Sylveste secoua la tête.
— S’il y a vraiment un vaisseau qui vient ici, tu peux parier que ce n’est pas Remilliod. Mais qui pourrait vouloir faire des affaires avec nous ?
— Ils ne viennent peut-être pas pour affaires.
C’était sûrement de l’arrogance, mais Volyova était physiquement incapable de laisser quelqu’un faire son travail, si absurde que puisse être la solution de rechange. Elle n’avait rien contre l’idée – ni contre le fait – de laisser Khouri tenter seule, au poste de tir, de détruire l’arme secrète. Elle reconnaissait bien volontiers que c’était la seule option viable. Mais ça ne voulait pas dire qu’elle allait attendre les bras croisés que les choses s’arrangent. Elle se connaissait trop bien pour ça. Elle devait – elle allait trouver un moyen d’aborder le problème sous un autre angle.
— Svinoï , dit-elle.
Elle avait beau faire, la solution refusait obstinément de se présenter à son esprit. Chaque fois qu’elle croyait avoir trouvé une approche, un moyen de stopper la manœuvre de l’arme, une autre partie de son esprit qui avait un coup d’avance sur l’enchaînement logique des faits élevait une objection. Le fait de pouvoir critiquer ses propres options au fur et à mesure qu’elles lui venaient à l’idée, sinon avant même qu’elle en ait conscience, constituait, d’une certaine façon, une preuve de fluidité de sa pensée. Mais elle avait aussi l’impression assez affolante de faire tout ce qui était en son pouvoir pour saboter ses propres chances de succès.
Et maintenant, elle devait s’occuper de l’aberration.
Comme elle disait, à présent. Ce mot réussissait à exprimer le mélange d’incompréhension et de dégoût qu’elle éprouvait chaque fois qu’elle s’obligeait à y penser. L’aberration, c’était ce qui se passait dans la tête de Khouri. Et maintenant qu’elle était immergée dans le paysage mental abstrait de la zone de combat, l’aberration s’étendait nécessairement au poste de tir lui-même, et par extension à Volyova, puisque c’était elle qui l’avait construit. Elle monitorait la situation au plus près, grâce aux relevés neuraux qui s’affichaient sur son bracelet. Aucun doute, une tempête faisait rage sous le crâne de cette femme. Une tempête qui étendait ses radicelles vacillantes, troublées, dans la zone de combat.
Volyova le savait, tout cela devait être lié. Il y avait un problème au poste de tir, depuis le début : la folie de Nagorny, l’histoire du Voleur de Soleil, et plus récemment l’auto-activation de l’arme secrète.
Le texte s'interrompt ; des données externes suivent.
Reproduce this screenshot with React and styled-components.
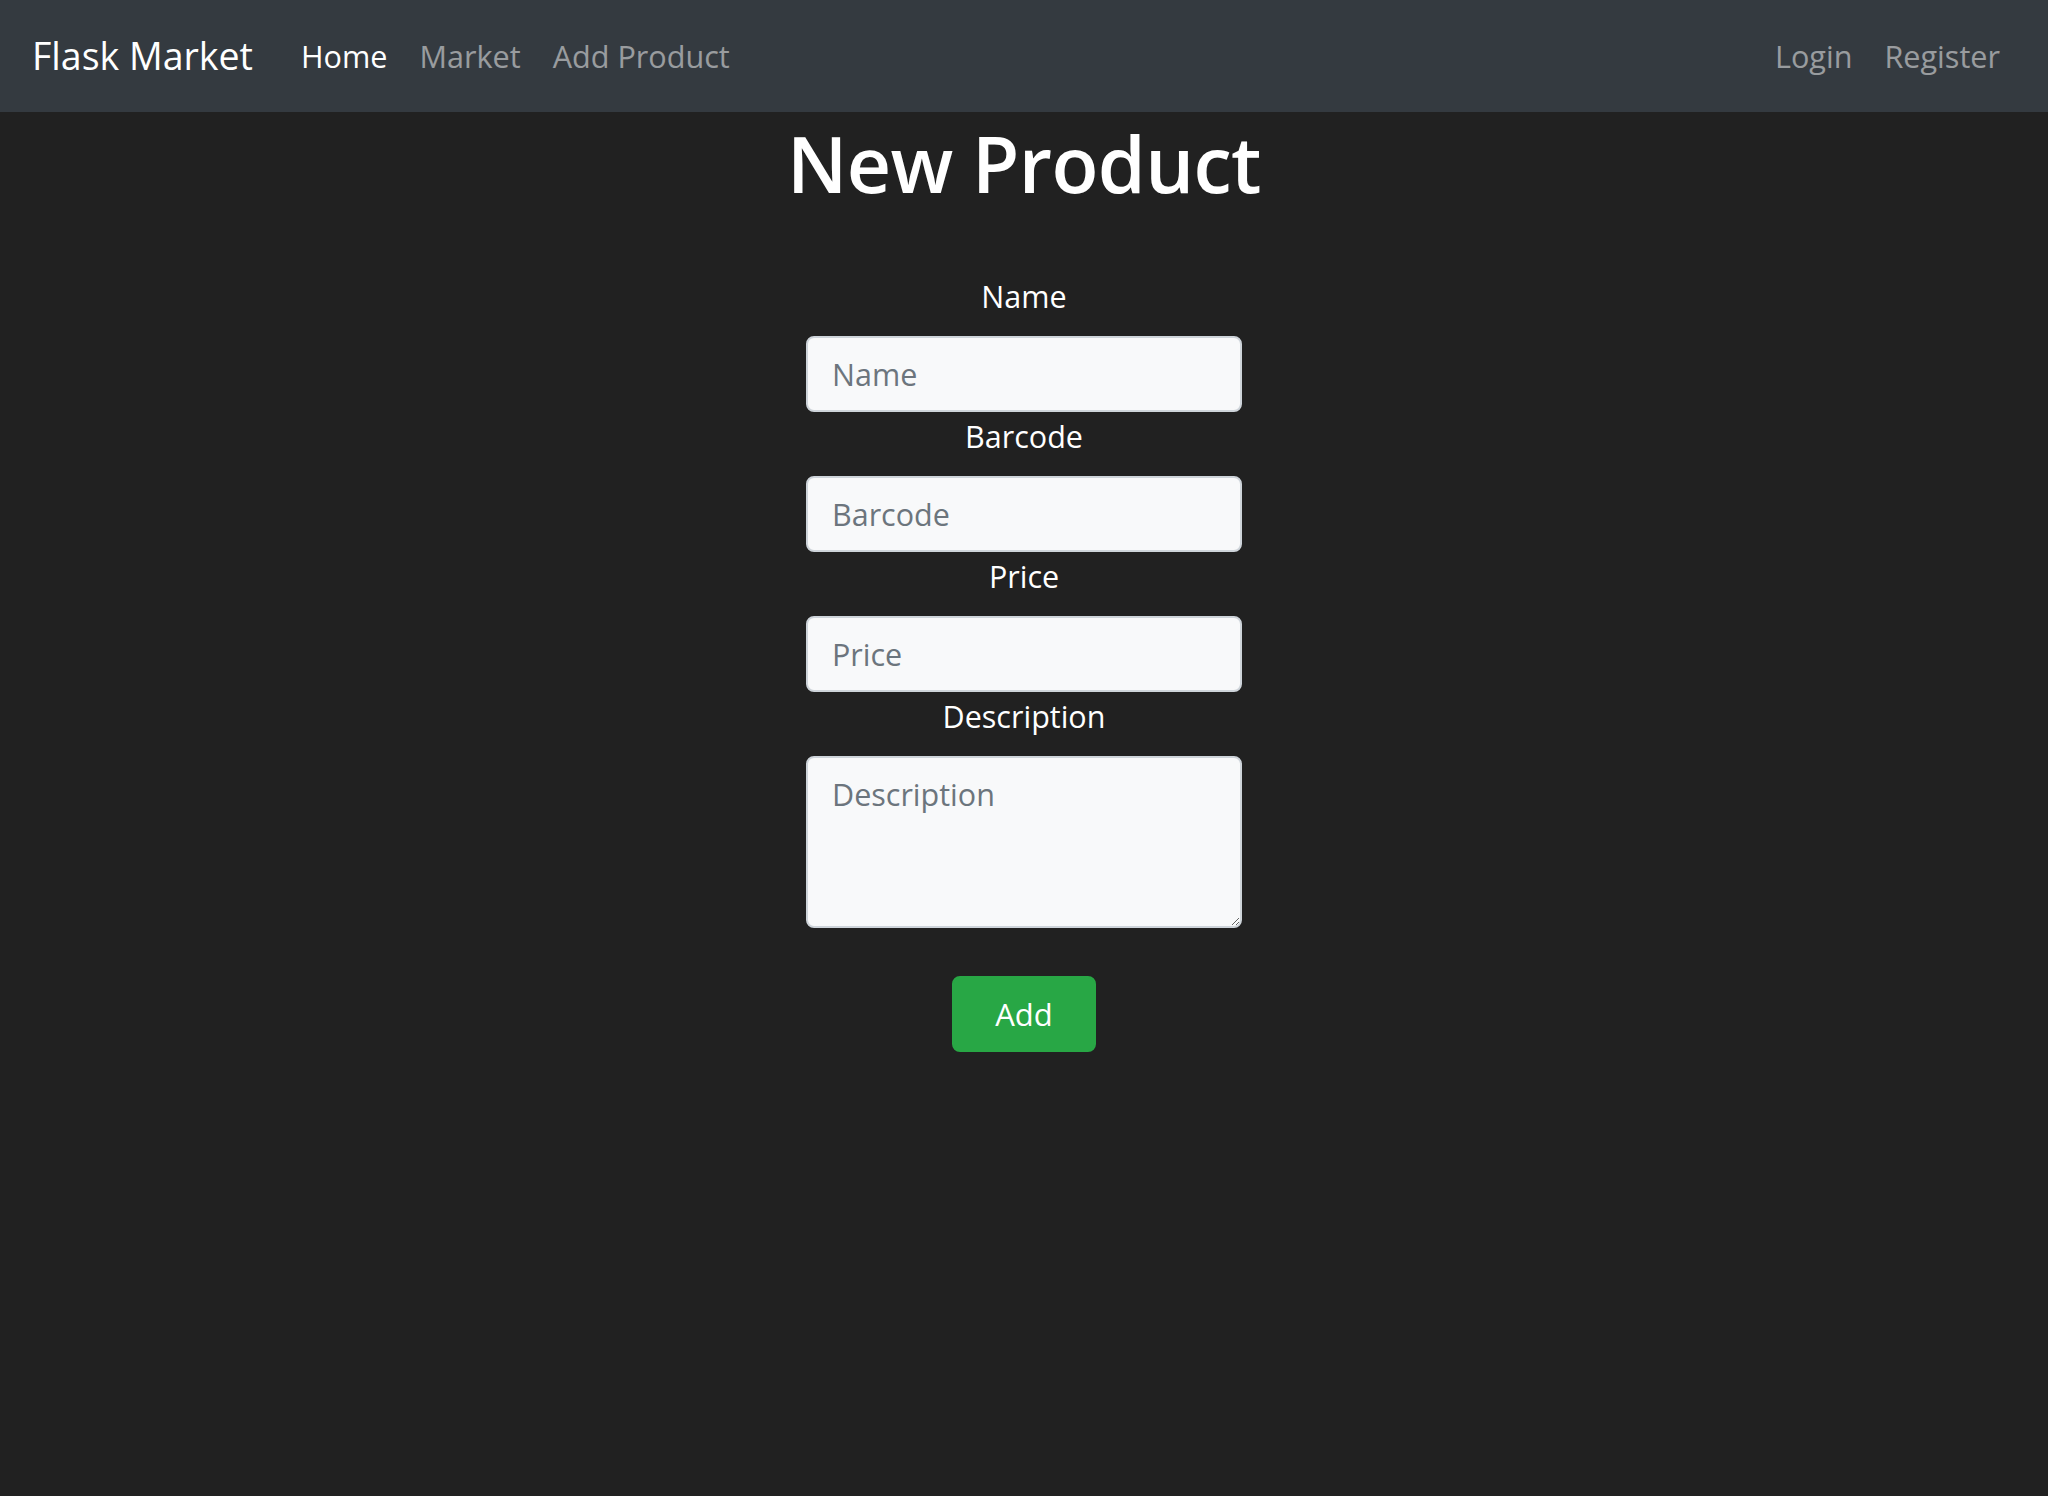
import React from 'react'
import styled, { createGlobalStyle } from 'styled-components'

const GlobalStyle = createGlobalStyle`
  * { box-sizing: border-box; }
  html, body {
    margin: 0;
    background: #212121;
    color: #fff;
    font-family: 'Open Sans', 'Noto Sans', sans-serif;
    font-size: 32px;
    line-height: 1.5;
  }
`

const Navbar = styled.nav`
  display: flex;
  align-items: center;
  background-color: #343a40;
  padding: 16px 32px;
`

const Brand = styled.a`
  color: #fff;
  font-size: 37.5px;
  line-height: 60px;
  padding: 10px 0;
  margin-right: 32px;
  text-decoration: none;
  white-space: nowrap;
`

const NavList = styled.ul`
  display: flex;
  list-style: none;
  margin: 0;
  padding: 0;
  margin-left: ${(p) => (p.$right ? 'auto' : '0')};
`

const NavLink = styled.a`
  display: block;
  padding: 16px 16px;
  font-size: 30.6px;
  line-height: 48px;
  color: ${(p) => (p.$active ? '#fff' : 'rgba(255, 255, 255, 0.5)')};
  text-decoration: none;
`

const Main = styled.main`
  display: flex;
  flex-direction: column;
  align-items: center;
`

const Title = styled.h1`
  margin: 4px 0 60px;
  font-size: 77px;
  font-weight: 600;
  line-height: 96px;
  letter-spacing: -0.6px;
`

const Form = styled.form`
  width: 436px;
  display: flex;
  flex-direction: column;
  align-items: center;
`

const Label = styled.label`
  font-size: 30.5px;
  line-height: 48px;
  margin-bottom: 16px;
`

const fieldStyles = `
  display: block;
  width: 100%;
  padding: 12px 24px;
  font-family: 'Open Sans', 'Noto Sans', sans-serif;
  font-size: 30.5px;
  line-height: 48px;
  color: #495057;
  background-color: #f8f9fa;
  border: 2px solid #ced4da;
  border-radius: 8px;
  outline: none;
  &::placeholder { color: #6c757d; }
`

const Input = styled.input`
  ${fieldStyles}
  height: 76px;
`

const TextArea = styled.textarea`
  ${fieldStyles}
  height: 172px;
  margin-bottom: 48px;
`

const SubmitButton = styled.button`
  font-family: 'Open Sans', 'Noto Sans', sans-serif;
  font-size: 31px;
  line-height: 48px;
  padding: 12px 24px;
  width: 144px;
  color: #fff;
  background-color: #28a745;
  border: 2px solid #28a745;
  border-radius: 8px;
  cursor: pointer;
`

const App = () => (
  <>
    <GlobalStyle />
    <Navbar>
      <Brand href="#">Flask Market</Brand>
      <NavList>
        <li><NavLink href="#" $active>Home</NavLink></li>
        <li><NavLink href="#">Market</NavLink></li>
        <li><NavLink href="#">Add Product</NavLink></li>
      </NavList>
      <NavList $right>
        <li><NavLink href="#">Login</NavLink></li>
        <li><NavLink href="#">Register</NavLink></li>
      </NavList>
    </Navbar>
    <Main>
      <Title>New Product</Title>
      <Form onSubmit={(e) => e.preventDefault()}>
        <Label htmlFor="name">Name</Label>
        <Input id="name" placeholder="Name" />
        <Label htmlFor="barcode">Barcode</Label>
        <Input id="barcode" placeholder="Barcode" />
        <Label htmlFor="price">Price</Label>
        <Input id="price" placeholder="Price" />
        <Label htmlFor="description">Description</Label>
        <TextArea id="description" placeholder="Description" rows={3} />
        <SubmitButton type="submit">Add</SubmitButton>
      </Form>
    </Main>
  </>
)

export default App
La tempête psychique – l’aberration – dont la tête de Khouri était le théâtre rentrait aussi, d’une façon ou d’une autre, dans la problématique. Et la certitude qu’il y avait une solution, ou tout au moins une réponse – une image unificatrice qui expliquerait tout –, n’était pas pour l’aider.
Le plus ennuyeux était peut-être que, même en un moment pareil, une partie de son esprit se préoccupait de la question au lieu de se consacrer entièrement au problème plus pressant qui se posait à elle. Volyova avait l’impression que son cerveau était une salle de classe grouillante d’élèves précoces : individuellement brillants et capables d’aperçus fracassants – pourvu qu’ils veuillent bien unir leurs efforts. Mais certains de ces élèves étaient dissipés ; ils regardaient par la fenêtre en rêvassant, ignorant ses incitations à se concentrer sur le présent, parce qu’ils trouvaient leurs propres obsessions plus intéressantes, intellectuellement, que le programme fastidieux qu’elle s’acharnait à leur imposer.
Une pensée s’imposa à elle ; un souvenir. Il concernait une série de barrières de sécurité qu’elle avait installées à bord, il y avait quarante ans, temps de bord. Dans son esprit, il s’agissait de mesures extrêmes en cas d’invasion par des virus subversifs. Il ne lui était pas venu à l’esprit qu’elle pourrait en avoir vraiment besoin un jour, et sûrement pas dans de telles circonstances.